[Objective]:
Your task is to copy the listing exactly, with the pictures left out.

___ Given information

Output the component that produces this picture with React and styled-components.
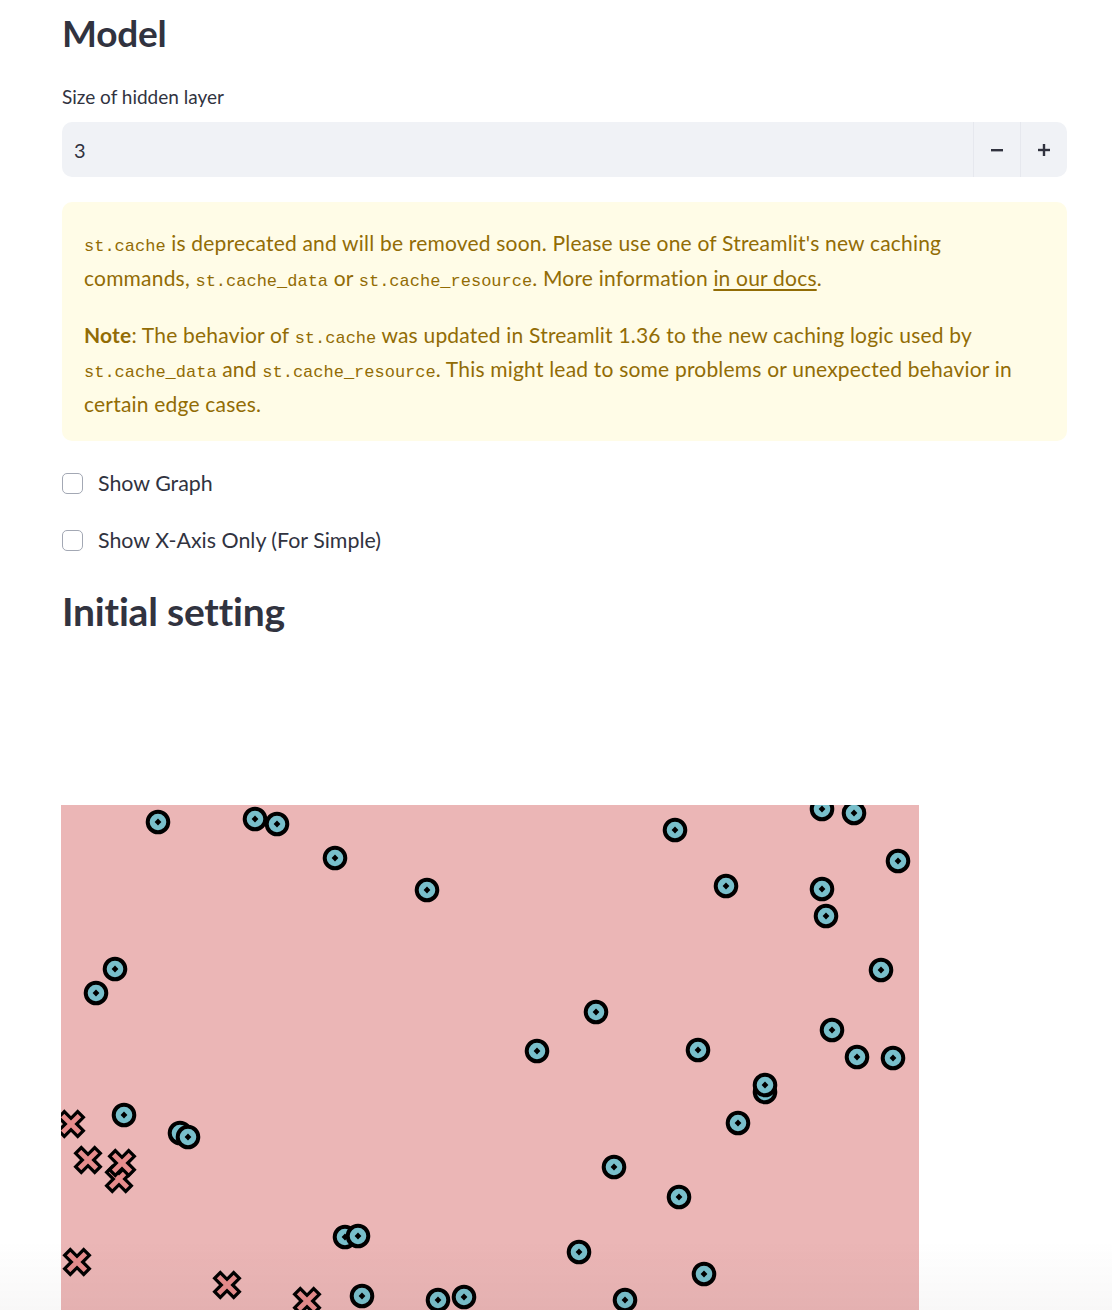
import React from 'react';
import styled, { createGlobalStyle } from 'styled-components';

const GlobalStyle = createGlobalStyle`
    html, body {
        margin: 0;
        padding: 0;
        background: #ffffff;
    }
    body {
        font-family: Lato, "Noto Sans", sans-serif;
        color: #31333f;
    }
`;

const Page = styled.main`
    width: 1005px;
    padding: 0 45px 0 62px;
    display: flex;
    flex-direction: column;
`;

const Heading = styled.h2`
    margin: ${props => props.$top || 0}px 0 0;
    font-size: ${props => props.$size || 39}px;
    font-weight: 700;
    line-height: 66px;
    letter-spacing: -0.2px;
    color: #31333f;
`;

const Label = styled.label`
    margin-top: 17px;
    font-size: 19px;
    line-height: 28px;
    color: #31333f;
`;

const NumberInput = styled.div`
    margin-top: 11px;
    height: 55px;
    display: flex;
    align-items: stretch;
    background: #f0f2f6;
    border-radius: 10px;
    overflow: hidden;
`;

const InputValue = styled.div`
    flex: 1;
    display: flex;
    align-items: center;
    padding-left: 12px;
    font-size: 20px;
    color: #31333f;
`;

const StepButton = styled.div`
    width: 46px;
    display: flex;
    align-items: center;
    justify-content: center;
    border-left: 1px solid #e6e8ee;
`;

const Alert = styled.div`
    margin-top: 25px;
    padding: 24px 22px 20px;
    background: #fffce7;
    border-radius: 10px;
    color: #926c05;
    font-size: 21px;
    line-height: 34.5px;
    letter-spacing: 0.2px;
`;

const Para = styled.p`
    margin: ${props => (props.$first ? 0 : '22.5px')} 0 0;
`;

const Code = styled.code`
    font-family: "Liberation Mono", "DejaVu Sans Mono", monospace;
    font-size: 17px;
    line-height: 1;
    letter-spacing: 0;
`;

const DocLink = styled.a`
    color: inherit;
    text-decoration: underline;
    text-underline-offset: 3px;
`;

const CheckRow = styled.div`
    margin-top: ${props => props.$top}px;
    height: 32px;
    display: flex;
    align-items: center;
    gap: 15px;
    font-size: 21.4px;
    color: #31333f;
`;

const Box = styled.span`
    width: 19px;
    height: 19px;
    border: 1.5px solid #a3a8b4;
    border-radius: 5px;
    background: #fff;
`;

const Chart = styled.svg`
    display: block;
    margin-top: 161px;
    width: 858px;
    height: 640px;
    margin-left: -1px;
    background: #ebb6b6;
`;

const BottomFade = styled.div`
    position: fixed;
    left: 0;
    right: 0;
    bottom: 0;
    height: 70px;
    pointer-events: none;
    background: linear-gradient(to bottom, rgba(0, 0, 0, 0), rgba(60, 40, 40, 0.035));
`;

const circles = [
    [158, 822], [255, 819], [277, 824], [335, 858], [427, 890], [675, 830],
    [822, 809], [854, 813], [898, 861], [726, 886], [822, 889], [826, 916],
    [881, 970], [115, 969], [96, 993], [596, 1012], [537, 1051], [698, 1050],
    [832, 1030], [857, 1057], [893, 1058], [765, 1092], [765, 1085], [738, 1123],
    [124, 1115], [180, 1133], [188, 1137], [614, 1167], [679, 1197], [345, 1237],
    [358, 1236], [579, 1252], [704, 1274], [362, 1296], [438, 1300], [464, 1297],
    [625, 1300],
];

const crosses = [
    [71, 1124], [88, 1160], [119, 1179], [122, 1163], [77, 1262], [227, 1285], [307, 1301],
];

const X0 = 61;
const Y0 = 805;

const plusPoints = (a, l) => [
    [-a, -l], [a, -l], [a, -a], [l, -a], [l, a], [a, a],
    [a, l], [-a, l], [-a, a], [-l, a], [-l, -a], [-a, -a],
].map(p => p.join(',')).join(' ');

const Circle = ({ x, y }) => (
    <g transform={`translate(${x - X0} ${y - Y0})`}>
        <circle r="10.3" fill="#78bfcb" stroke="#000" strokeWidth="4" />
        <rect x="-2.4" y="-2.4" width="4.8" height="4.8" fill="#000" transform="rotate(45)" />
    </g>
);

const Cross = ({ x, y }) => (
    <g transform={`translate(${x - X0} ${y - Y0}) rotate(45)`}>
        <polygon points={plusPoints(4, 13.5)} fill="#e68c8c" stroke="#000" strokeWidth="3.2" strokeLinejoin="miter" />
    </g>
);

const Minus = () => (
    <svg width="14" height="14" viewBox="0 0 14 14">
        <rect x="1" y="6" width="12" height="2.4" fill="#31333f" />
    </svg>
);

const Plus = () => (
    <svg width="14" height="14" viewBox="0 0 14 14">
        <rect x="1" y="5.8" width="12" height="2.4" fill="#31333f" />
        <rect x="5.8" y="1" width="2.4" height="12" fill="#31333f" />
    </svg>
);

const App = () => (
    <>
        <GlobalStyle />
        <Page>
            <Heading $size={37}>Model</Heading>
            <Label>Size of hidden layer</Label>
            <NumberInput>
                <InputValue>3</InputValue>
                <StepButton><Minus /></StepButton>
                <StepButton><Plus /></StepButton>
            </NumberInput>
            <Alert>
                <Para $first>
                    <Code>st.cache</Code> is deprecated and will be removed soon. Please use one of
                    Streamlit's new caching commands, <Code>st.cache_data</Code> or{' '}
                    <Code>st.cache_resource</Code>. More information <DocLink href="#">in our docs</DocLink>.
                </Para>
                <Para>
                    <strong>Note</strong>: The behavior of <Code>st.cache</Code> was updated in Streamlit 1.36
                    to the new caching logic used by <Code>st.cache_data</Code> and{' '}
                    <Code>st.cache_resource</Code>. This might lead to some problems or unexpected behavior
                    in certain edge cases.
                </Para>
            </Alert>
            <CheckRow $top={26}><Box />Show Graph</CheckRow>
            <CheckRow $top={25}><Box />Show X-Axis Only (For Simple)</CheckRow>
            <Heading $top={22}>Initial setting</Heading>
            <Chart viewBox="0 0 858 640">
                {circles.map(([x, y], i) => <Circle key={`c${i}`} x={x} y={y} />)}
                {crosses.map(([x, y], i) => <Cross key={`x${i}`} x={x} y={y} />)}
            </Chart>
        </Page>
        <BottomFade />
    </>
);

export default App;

______

[Solution for this exercise]:
Output the component that produces this picture with React and styled-components.
import React from 'react';
import styled, { createGlobalStyle } from 'styled-components';

const GlobalStyle = createGlobalStyle`
    html, body {
        margin: 0;
        padding: 0;
        background: #ffffff;
    }
    body {
        font-family: Lato, "Noto Sans", sans-serif;
        color: #31333f;
    }
`;

const Page = styled.main`
    width: 1005px;
    padding: 0 45px 0 62px;
    display: flex;
    flex-direction: column;
`;

const Heading = styled.h2`
    margin: ${props => props.$top || 0}px 0 0;
    font-size: ${props => props.$size || 39}px;
    font-weight: 700;
    line-height: 66px;
    letter-spacing: -0.2px;
    color: #31333f;
`;

const Label = styled.label`
    margin-top: 17px;
    font-size: 19px;
    line-height: 28px;
    color: #31333f;
`;

const NumberInput = styled.div`
    margin-top: 11px;
    height: 55px;
    display: flex;
    align-items: stretch;
    background: #f0f2f6;
    border-radius: 10px;
    overflow: hidden;
`;

const InputValue = styled.div`
    flex: 1;
    display: flex;
    align-items: center;
    padding-left: 12px;
    font-size: 20px;
    color: #31333f;
`;

const StepButton = styled.div`
    width: 46px;
    display: flex;
    align-items: center;
    justify-content: center;
    border-left: 1px solid #e6e8ee;
`;

const Alert = styled.div`
    margin-top: 25px;
    padding: 24px 22px 20px;
    background: #fffce7;
    border-radius: 10px;
    color: #926c05;
    font-size: 21px;
    line-height: 34.5px;
    letter-spacing: 0.2px;
`;

const Para = styled.p`
    margin: ${props => (props.$first ? 0 : '22.5px')} 0 0;
`;

const Code = styled.code`
    font-family: "Liberation Mono", "DejaVu Sans Mono", monospace;
    font-size: 17px;
    line-height: 1;
    letter-spacing: 0;
`;

const DocLink = styled.a`
    color: inherit;
    text-decoration: underline;
    text-underline-offset: 3px;
`;

const CheckRow = styled.div`
    margin-top: ${props => props.$top}px;
    height: 32px;
    display: flex;
    align-items: center;
    gap: 15px;
    font-size: 21.4px;
    color: #31333f;
`;

const Box = styled.span`
    width: 19px;
    height: 19px;
    border: 1.5px solid #a3a8b4;
    border-radius: 5px;
    background: #fff;
`;

const Chart = styled.svg`
    display: block;
    margin-top: 161px;
    width: 858px;
    height: 640px;
    margin-left: -1px;
    background: #ebb6b6;
`;

const BottomFade = styled.div`
    position: fixed;
    left: 0;
    right: 0;
    bottom: 0;
    height: 70px;
    pointer-events: none;
    background: linear-gradient(to bottom, rgba(0, 0, 0, 0), rgba(60, 40, 40, 0.035));
`;

const circles = [
    [158, 822], [255, 819], [277, 824], [335, 858], [427, 890], [675, 830],
    [822, 809], [854, 813], [898, 861], [726, 886], [822, 889], [826, 916],
    [881, 970], [115, 969], [96, 993], [596, 1012], [537, 1051], [698, 1050],
    [832, 1030], [857, 1057], [893, 1058], [765, 1092], [765, 1085], [738, 1123],
    [124, 1115], [180, 1133], [188, 1137], [614, 1167], [679, 1197], [345, 1237],
    [358, 1236], [579, 1252], [704, 1274], [362, 1296], [438, 1300], [464, 1297],
    [625, 1300],
];

const crosses = [
    [71, 1124], [88, 1160], [119, 1179], [122, 1163], [77, 1262], [227, 1285], [307, 1301],
];

const X0 = 61;
const Y0 = 805;

const plusPoints = (a, l) => [
    [-a, -l], [a, -l], [a, -a], [l, -a], [l, a], [a, a],
    [a, l], [-a, l], [-a, a], [-l, a], [-l, -a], [-a, -a],
].map(p => p.join(',')).join(' ');

const Circle = ({ x, y }) => (
    <g transform={`translate(${x - X0} ${y - Y0})`}>
        <circle r="10.3" fill="#78bfcb" stroke="#000" strokeWidth="4" />
        <rect x="-2.4" y="-2.4" width="4.8" height="4.8" fill="#000" transform="rotate(45)" />
    </g>
);

const Cross = ({ x, y }) => (
    <g transform={`translate(${x - X0} ${y - Y0}) rotate(45)`}>
        <polygon points={plusPoints(4, 13.5)} fill="#e68c8c" stroke="#000" strokeWidth="3.2" strokeLinejoin="miter" />
    </g>
);

const Minus = () => (
    <svg width="14" height="14" viewBox="0 0 14 14">
        <rect x="1" y="6" width="12" height="2.4" fill="#31333f" />
    </svg>
);

const Plus = () => (
    <svg width="14" height="14" viewBox="0 0 14 14">
        <rect x="1" y="5.8" width="12" height="2.4" fill="#31333f" />
        <rect x="5.8" y="1" width="2.4" height="12" fill="#31333f" />
    </svg>
);

const App = () => (
    <>
        <GlobalStyle />
        <Page>
            <Heading $size={37}>Model</Heading>
            <Label>Size of hidden layer</Label>
            <NumberInput>
                <InputValue>3</InputValue>
                <StepButton><Minus /></StepButton>
                <StepButton><Plus /></StepButton>
            </NumberInput>
            <Alert>
                <Para $first>
                    <Code>st.cache</Code> is deprecated and will be removed soon. Please use one of
                    Streamlit's new caching commands, <Code>st.cache_data</Code> or{' '}
                    <Code>st.cache_resource</Code>. More information <DocLink href="#">in our docs</DocLink>.
                </Para>
                <Para>
                    <strong>Note</strong>: The behavior of <Code>st.cache</Code> was updated in Streamlit 1.36
                    to the new caching logic used by <Code>st.cache_data</Code> and{' '}
                    <Code>st.cache_resource</Code>. This might lead to some problems or unexpected behavior
                    in certain edge cases.
                </Para>
            </Alert>
            <CheckRow $top={26}><Box />Show Graph</CheckRow>
            <CheckRow $top={25}><Box />Show X-Axis Only (For Simple)</CheckRow>
            <Heading $top={22}>Initial setting</Heading>
            <Chart viewBox="0 0 858 640">
                {circles.map(([x, y], i) => <Circle key={`c${i}`} x={x} y={y} />)}
                {crosses.map(([x, y], i) => <Cross key={`x${i}`} x={x} y={y} />)}
            </Chart>
        </Page>
        <BottomFade />
    </>
);

export default App;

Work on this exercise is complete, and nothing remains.